Peut-être un changement d’orientation

Suite au succès d’Halloween, Stanley Kubrick propose un autre classique du film d’horreur, Shining (1980, d’après un roman de Stephen King et une nouvelle de Maupassant, L’Auberge, 1886) où les liens entre psychose et alcoolisme tissent le parcours d’un « tueur à la hache. »

Autres traits psychiatriques, par exemple les hallucinations auditives du tueur de Vendredi 13 (premier opus de Sean S. Cunningham, en 1980) ou le trouble bipolaire de l’infirmière du Misery de Rob Reiner (1990, d’après un roman de Stephen King).

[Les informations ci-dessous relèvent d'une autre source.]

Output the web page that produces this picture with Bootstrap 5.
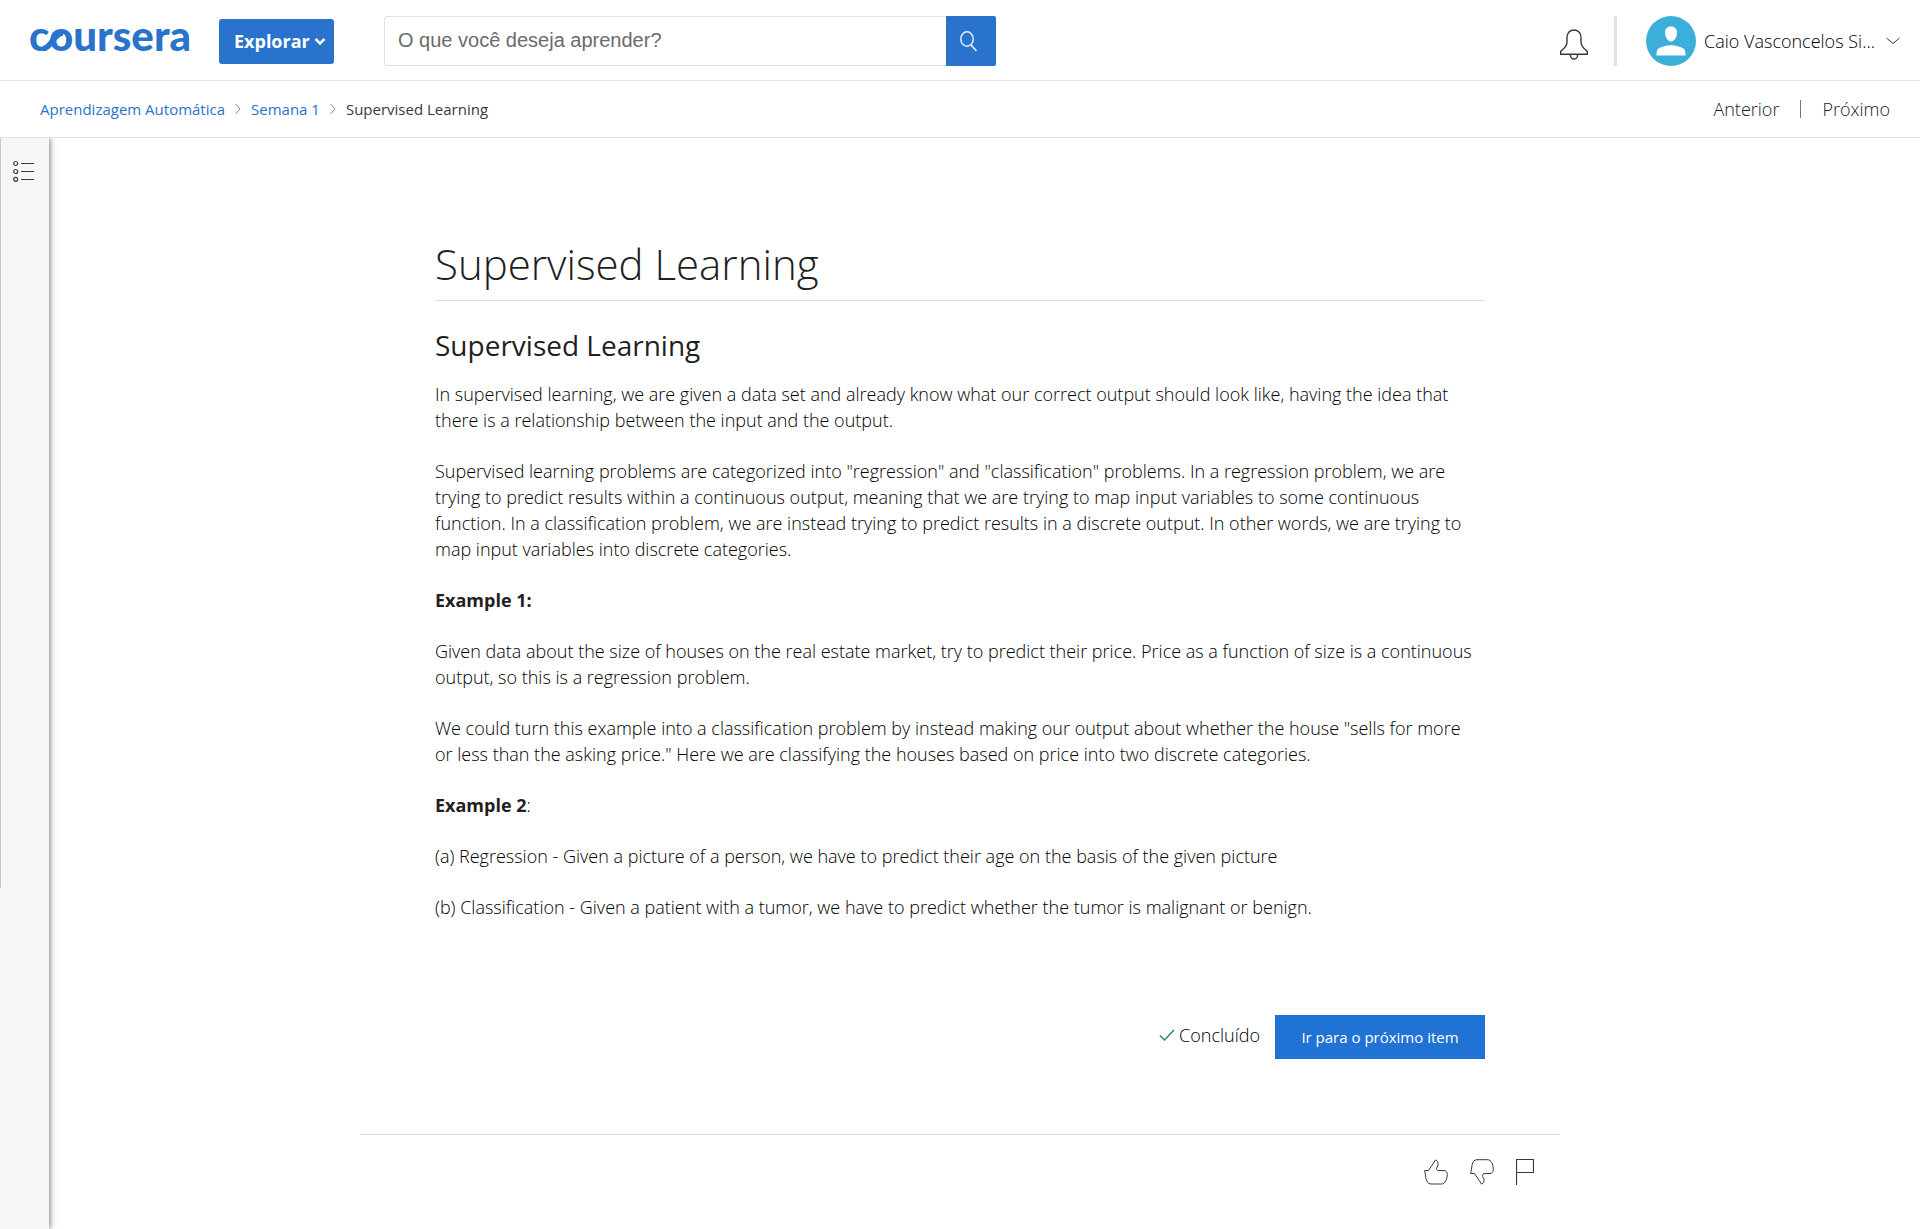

Mais bien que les films d’horreur continuent à explorer cette « association entre diagnostics psychiatriques et dangerosité des malades », l’auteur estime que « la tendance commence à changer » : ainsi, The Babadook de Jennifer Kent (2014) évoque « le processus de gestion d’un deuil, plutôt qu’il ne se concentre sur un diagnostic psychiatrique » et le film They Look Like People de Perry Blackshear (2015) qui (malgré sa mauvaise critique[2] en France) semble à l’auteur positif, car un réseau de soutien social y est toujours présent alors que le personnage principal lutte contre la psychose.  

Question posée par Resident’s Journal, à la lumière du changement d’orientation du film d’horreur : « un diagnostic psychiatrique sert-il de bouc émissaire à des scénarios horribles, ou l’histoire obsédante de la psychiatrie joue-t-elle son propre rôle dans le développement de films d’effroi ? » Avec notamment le « passé déchirant » de la spécialité (comme la recherche d’une « pacification » de la folie par des électrochocs, voire la lobotomie) et des établissements de santé mentale « sous-financés et surpeuplés », susceptibles d’avoir inspiré nombre de ces films « horrifiques. »


Dr Alain Cohen

RÉFÉRENCE
Mancine R : Horror movies and mental health conditions through the ages. Am J Psychiatry Resident’s J., 2020 ; 16(1): 17.